Tripoli wants to woo IOCs

07 November 2003
Tripoli is planning to boost capacity beyond 2 million barrels a day (b/d) by 2010 through an aggressive drive to attract foreign investment, Prime Minister Shukri Ghanem told the Oil & Money Conference in London on 4 November. 'We are developing a new EPSA [exploration and production sharing agreement], which will be more open and transparent than previous contracts, in order to attract international oil companies [IOCs],' said Ghanem. 'We will launch the first bidding round soon.'

Ghanem said that he hoped the lifting of UN sanctions in September would encourage foreign investment in Libya.

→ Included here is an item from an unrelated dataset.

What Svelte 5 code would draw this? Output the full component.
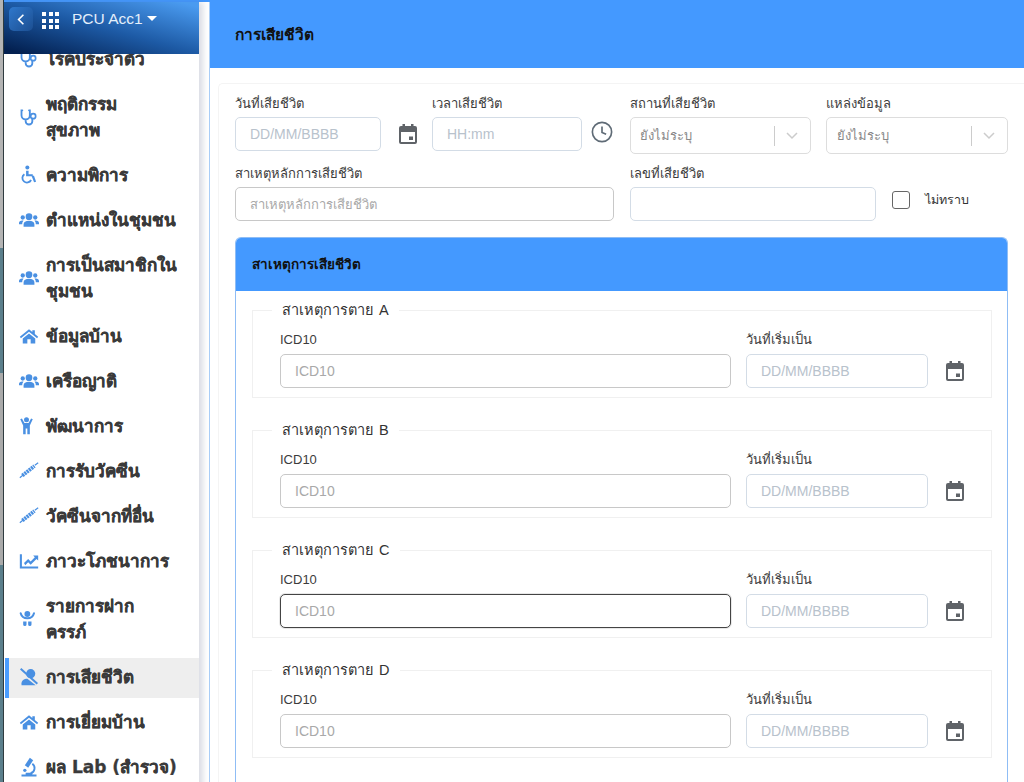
<script>
  const menu = [
    { icon: 'steth', lines: ['โรคประจำตัว'] },
    { icon: 'steth', lines: ['พฤติกรรม', 'สุขภาพ'] },
    { icon: 'wheel', lines: ['ความพิการ'] },
    { icon: 'users', lines: ['ตำแหน่งในชุมชน'] },
    { icon: 'users', lines: ['การเป็นสมาชิกใน', 'ชุมชน'] },
    { icon: 'home', lines: ['ข้อมูลบ้าน'] },
    { icon: 'users', lines: ['เครือญาติ'] },
    { icon: 'child', lines: ['พัฒนาการ'] },
    { icon: 'syringe', lines: ['การรับวัคซีน'] },
    { icon: 'syringe', lines: ['วัคซีนจากที่อื่น'] },
    { icon: 'chart', lines: ['ภาวะโภชนาการ'] },
    { icon: 'baby', lines: ['รายการฝาก', 'ครรภ์'] },
    { icon: 'dead', lines: ['การเสียชีวิต'], active: true },
    { icon: 'home', lines: ['การเยี่ยมบ้าน'] },
    { icon: 'micro', lines: ['ผล Lab (สำรวจ)'] }
  ];

  const causes = ['A', 'B', 'C', 'D'];
</script>

{#snippet calendar()}
  <svg class="cal" viewBox="0 0 18 20" width="18" height="20">
    <path fill="#5f6368" fill-rule="evenodd" d="M3.500 0h2.500v2h6V0h2.500v2H16a2 2 0 0 1 2 2v14a2 2 0 0 1-2 2H2a2 2 0 0 1-2-2V4a2 2 0 0 1 2-2h1.500zM2 8v10h14V8zm8 4.500h4v3.500h-4z"/>
  </svg>
{/snippet}

{#snippet chevron()}
  <svg viewBox="0 0 12 8" width="12" height="8"><path d="M1 1l5 5 5-5" fill="none" stroke="#ccc" stroke-width="1.500"/></svg>
{/snippet}

{#snippet menuIcon(name)}
  <svg class="micon" viewBox="0 0 24 24" width="20" height="20" fill="#4a90e2">
    {#if name === 'steth'}
      <path fill="none" stroke="#4a90e2" stroke-width="2.200" stroke-linecap="round" d="M4 4H3v6a5 5 0 0 0 10 0V4h-1M8 15v2a4 4 0 0 0 8 0v-3"/>
      <circle cx="17" cy="11" r="3" fill="none" stroke="#4a90e2" stroke-width="2"/>
    {:else if name === 'wheel'}
      <circle cx="10" cy="3" r="2.400"/>
      <path d="M8.500 7h3v4h5v2.500h-8z"/>
      <path fill="none" stroke="#4a90e2" stroke-width="2.200" d="M6.500 11a5.500 5.500 0 1 0 8 7"/>
      <path d="M15 13h3l2.500 7-2.400.6z"/>
    {:else if name === 'users'}
      <circle cx="12" cy="8" r="4"/>
      <circle cx="4.500" cy="9" r="2.600"/>
      <circle cx="19.500" cy="9" r="2.600"/>
      <path d="M5.500 20v-2.500C5.500 14.500 8 13 12 13s6.500 1.500 6.500 4.500V20zM0 17v-1.500C0 13.500 1.500 12.500 4 12.500c.6 0 1 .1 1.400.2A6 6 0 0 0 3.800 17zM24 17v-1.500c0-2-1.500-3-4-3-.6 0-1 .1-1.400.2a6 6 0 0 1 1.600 4.300z"/>
    {:else if name === 'home'}
      <path d="M12 4 1 13l1.300 1.600L12 6.800l9.700 7.800L23 13l-4-3.300V5h-3v2.200z"/>
      <path d="M4.500 15 12 9l7.500 6v6h-5.500v-5h-4v5H4.500z"/>
    {:else if name === 'child'}
      <circle cx="9" cy="4.500" r="3"/>
      <path d="M1.500 4 3.500 3 6.500 8.500h5l3-5.500 2 1-3.500 7.500V22h-3v-7H8v7H5V11.500z"/>
    {:else if name === 'syringe'}
      <path fill="none" stroke="#4a90e2" stroke-width="1.500" d="M1 20l5-4M19 5l4-3"/>
      <path fill="none" stroke="#4a90e2" stroke-width="4.500" stroke-dasharray="2.600 .8" d="M4 17.500 18.500 6"/>
    {:else if name === 'chart'}
      <path d="M1 4h2.500v14.500H23V21H1z"/>
      <path d="M6 14.500l5-5 3 3 5-5-2-2h6v6l-2-2-7 7-3-3-3.500 3.500z"/>
    {:else if name === 'baby'}
      <circle cx="10" cy="6" r="3.500"/>
      <path fill="none" stroke="#4a90e2" stroke-width="2.400" stroke-linecap="round" d="M2 5c1 4 4 6 8 6s7-2 8-6"/>
      <path d="M5 15h4v3.500a2 2 0 0 1-4 0zM11 15h4v3.500a2 2 0 0 1-4 0z"/>
    {:else if name === 'dead'}
      <circle cx="14" cy="8" r="5.500"/>
      <path d="M3 22v-2.500c0-3 3-5.500 7-5.500l10 8z"/>
      <path fill="none" stroke="#4a90e2" stroke-width="2.400" d="M2 2l20 18"/>
    {:else if name === 'micro'}
      <path d="M13 1l4 3-6 9-4-3z"/>
      <path d="M3 21h18v2.500H3zM8 19h8v2H8z"/>
      <path fill="none" stroke="#4a90e2" stroke-width="2.200" d="M16 8a6.500 6.500 0 0 1-2 11.500"/>
      <circle cx="7" cy="16" r="2"/>
    {/if}
  </svg>
{/snippet}

<div class="page">
  <div class="strip"></div>

  <div class="window">
    <div class="topline"></div>
    <div class="columns">
      <aside class="sidebar">
        <header class="sidetop">
          <span class="back">
            <svg viewBox="0 0 10 16" width="8" height="13"><path d="M8 2 2 8l6 6" fill="none" stroke="#fff" stroke-width="2"/></svg>
          </span>
          <span class="apps">
            {#each Array(9) as _}<i></i>{/each}
          </span>
          <span class="acc">PCU Acc1</span>
          <span class="caret"></span>
        </header>
        <nav class="nav">
          {#each menu as m}
            <div class="item" class:active={m.active}>
              {@render menuIcon(m.icon)}
              <div class="label">
                {#each m.lines as l}<div>{l}</div>{/each}
              </div>
            </div>
          {/each}
        </nav>
      </aside>

      <main class="main">
        <div class="title">การเสียชีวิต</div>
        <div class="card">
          <div class="row">
            <div class="f date">
              <label>วันที่เสียชีวิต</label>
              <div class="withicon">
                <div class="input soft w146"><span class="ph latin blue">DD/MM/BBBB</span></div>
                {@render calendar()}
              </div>
            </div>
            <div class="f time">
              <label>เวลาเสียชีวิต</label>
              <div class="withicon">
                <div class="input soft w150"><span class="ph latin blue">HH:mm</span></div>
                <svg viewBox="0 0 24 24" width="22" height="22" class="clock">
                  <circle cx="12" cy="12" r="10.500" fill="none" stroke="#5f6b76" stroke-width="1.800"/>
                  <path d="M12 6v6.500l4.500 2" fill="none" stroke="#5f6b76" stroke-width="1.800"/>
                </svg>
              </div>
            </div>
            <div class="f place">
              <label>สถานที่เสียชีวิต</label>
              <div class="select">
                <span class="ph">ยังไม่ระบุ</span>
                <span class="sep"></span>
                {@render chevron()}
              </div>
            </div>
            <div class="f source">
              <label>แหล่งข้อมูล</label>
              <div class="select">
                <span class="ph">ยังไม่ระบุ</span>
                <span class="sep"></span>
                {@render chevron()}
              </div>
            </div>
          </div>

          <div class="row r2">
            <div class="f cause">
              <label>สาเหตุหลักการเสียชีวิต</label>
              <div class="input plain"><span class="ph grey">สาเหตุหลักการเสียชีวิต</span></div>
            </div>
            <div class="f num">
              <label>เลขที่เสียชีวิต</label>
              <div class="input soft"></div>
            </div>
            <div class="unknown">
              <span class="check"></span>
              <span>ไม่ทราบ</span>
            </div>
          </div>

          <section class="panel">
            <div class="panelhead">สาเหตุการเสียชีวิต</div>
            <div class="panelbody">
              {#each causes as c}
                <fieldset>
                  <legend>สาเหตุการตาย {c}</legend>
                  <div class="icdrow">
                    <div class="f icd">
                      <label>ICD10</label>
                      <div class="input plain" class:focus={c === 'C'}><span class="ph latin grey">ICD10</span></div>
                    </div>
                    <div class="f start">
                      <label>วันที่เริ่มเป็น</label>
                      <div class="withicon">
                        <div class="input soft w182"><span class="ph latin blue">DD/MM/BBBB</span></div>
                        {@render calendar()}
                      </div>
                    </div>
                  </div>
                </fieldset>
              {/each}
            </div>
          </section>
        </div>
      </main>
    </div>
  </div>
</div>

<style>
  :global(body) {
    margin: 0;
    background: #fff;
  }

  .page {
    display: flex;
    width: 1024px;
    height: 782px;
    overflow: hidden;
    font-family: "Liberation Sans", "Noto Sans", sans-serif;
    color: #333;
  }

  .strip {
    flex: 0 0 3px;
    border-right: 1px solid #2f3b40;
    background: linear-gradient(
      to bottom,
      #b4b4b4 0 248px,
      #5b7f8c 248px 373px,
      #aaa 373px 565px,
      #5b7f8c 565px
    );
  }

  .window {
    flex: 1;
    min-width: 0;
  }

  .topline {
    height: 2px;
    background: #4499ff;
  }

  .columns {
    display: flex;
  }

  .sidebar {
    flex: 0 0 195px;
    background: #fff;
    box-shadow: 4px 0 6px rgba(70, 80, 120, 0.2);
    z-index: 1;
  }

  .sidetop {
    position: relative;
    z-index: 2;
    height: 52px;
    display: flex;
    align-items: flex-start;
    padding: 5px 0 0 5px;
    box-sizing: border-box;
    background: linear-gradient(to bottom left, #4a9bf0 5%, #1d5aa5 50%, #032050 95%);
    color: #fff;
  }

  .back {
    width: 24px;
    height: 24px;
    border-radius: 5px;
    background: linear-gradient(to bottom right, #2f78cc, #1c4f92);
    display: flex;
    align-items: center;
    justify-content: center;
  }

  .apps {
    display: grid;
    grid-template-columns: repeat(3, 4px);
    gap: 2.500px;
    margin: 5px 0 0 9px;
  }

  .apps i {
    width: 4px;
    height: 4px;
    background: #fff;
  }

  .acc {
    margin: 0 0 0 13px;
    font-size: 15.500px;
    line-height: 24px;
    color: #e4effb;
  }

  .caret {
    margin: 9px 0 0 4px;
    border-left: 5px solid transparent;
    border-right: 5px solid transparent;
    border-top: 5px solid #fff;
  }

  .nav {
    margin-top: -14px;
  }

  .item {
    display: flex;
    align-items: center;
    min-height: 40px;
    padding: 6px 0 8px 15px;
    box-sizing: border-box;
    margin-bottom: 5px;
  }

  .item.active {
    background: #eee;
    margin-left: 1px;
    padding-left: 14px;
    box-shadow: inset 4px 0 0 #4a9dff;
  }

  .micon {
    flex: 0 0 20px;
    margin-right: 7px;
  }

  .label {
    font-family: "DejaVu Sans", "Noto Sans", sans-serif;
    font-size: 17px;
    font-weight: 700;
    line-height: 26px;
    color: #3a3a3a;
    -webkit-text-stroke: 0.3px #3a3a3a;
  }

  .main {
    flex: 1;
    margin-left: 10px;
    border-left: 1px solid #a9cdf7;
    min-width: 0;
  }

  .title {
    height: 64px;
    padding: 0 0 2px 25px;
    background: #4499ff;
    display: flex;
    align-items: center;
    font-size: 15.500px;
    font-weight: 700;
    color: #111;
  }

  .card {
    margin: 15px 0 0 8px;
    padding: 9px 16px 0 16px;
    border: 1px solid #f4f4f4;
    border-radius: 5px 0 0 0;
    border-right: 0;
    border-bottom: 0;
  }

  .row {
    display: flex;
  }

  .f label {
    display: block;
    font-size: 13px;
    line-height: 22px;
    margin-bottom: -2px;
    color: #3c3c3c;
  }

  .input {
    height: 34px;
    box-sizing: border-box;
    border-radius: 5px;
    display: flex;
    align-items: center;
    padding-left: 14px;
    background: #fff;
    margin-top: 4px;
  }

  .soft {
    border: 1px solid #d3dce6;
  }

  .plain {
    border: 1px solid #c8c8c8;
  }

  .focus {
    border: 1px solid #444;
    box-shadow: 0 0 0 1px #e8e8e8;
  }

  .w146 { width: 146px; }
  .w150 { width: 150px; }
  .w182 { width: 182px; }

  .ph {
    font-size: 13px;
  }

  .latin {
    font-size: 14px;
  }

  .blue {
    color: #b8c2cc;
  }

  .grey {
    color: #a9a9a9;
  }

  .withicon {
    display: flex;
    align-items: center;
  }

  .withicon .cal {
    margin: 4px 0 0 18px;
  }

  .clock {
    margin: 0 0 0 9px;
  }

  .date { width: 197px; }
  .time { width: 198px; }
  .place { width: 196px; }
  .source { width: 182px; }

  .select {
    height: 37px;
    width: 181px;
    box-sizing: border-box;
    border: 1px solid #ddd;
    border-radius: 5px;
    display: flex;
    align-items: center;
    padding: 0 12px 0 9px;
    margin-top: 4px;
  }

  .source .select {
    width: 182px;
    padding-left: 10px;
  }

  .select .ph {
    flex: 1;
    color: #888;
  }

  .sep {
    width: 1px;
    height: 20px;
    background: #ccc;
    margin-right: 11px;
  }

  .r2 {
    margin-top: 9px;
  }

  .cause { width: 395px; }
  .num { width: 262px; }

  .cause .input {
    width: 379px;
  }

  .num .input {
    width: 246px;
  }

  .unknown {
    display: flex;
    align-items: center;
    gap: 15px;
    margin-top: 20px;
    height: 34px;
    font-size: 12.500px;
  }

  .check {
    width: 18px;
    height: 18px;
    box-sizing: border-box;
    border: 1px solid #666;
    border-radius: 3px;
  }

  .panel {
    margin-top: 16px;
    border: 1px solid #8fbdf5;
    border-radius: 6px 6px 0 0;
    border-bottom: 0;
  }

  .panelhead {
    height: 51px;
    padding: 0 0 2px 16px;
    background: #4499ff;
    border-radius: 5px 5px 0 0;
    display: flex;
    align-items: center;
    font-size: 13.500px;
    font-weight: 700;
    color: #111;
  }

  .panelbody {
    padding: 9px 15px 40px 16px;
  }

  fieldset {
    margin: 0 0 22px;
    padding: 0 27px 8px;
    height: 98px;
    box-sizing: border-box;
    border: 1px solid #f0f0f0;
  }

  legend {
    padding: 0 10px;
    margin-left: -8px;
    font-size: 14.500px;
    line-height: 20px;
    word-spacing: 2px;
    color: #333;
  }

  .icdrow {
    display: flex;
    margin-top: 9px;
  }

  .icdrow .input {
    margin-top: 5px;
  }

  .icd { width: 466px; }

  .icd .input {
    width: 451px;
  }
</style>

However, Washington has yet to lift unilateral sanctions and the concessions of the US' Oasisconsortium remain undeveloped (Libya, MEED Special Report, 22:8:03, pages 24-25). 'We will offer many incentives to investors,' said Ghanem. 'There will be opportunities not only in oil exploration but in planned gas pipelines, in our ageing 400,000 barrels a day of refining capacity and in our huge petrochemicals plants.'

In light of its ambitious production targets, Tripoli is lobbying hard for a readjustment of OPEC quotas. 'The quota should take into account Libya's enormous potential,' said Ghanem. 'We estimate recoverable reserves of about 40,000 million barrels and the country is very underdeveloped.'

However, he saw no need for a change in the overall production ceiling at OPEC's December meeting. An OPEC committee was established in August to consider the realignment of quotas.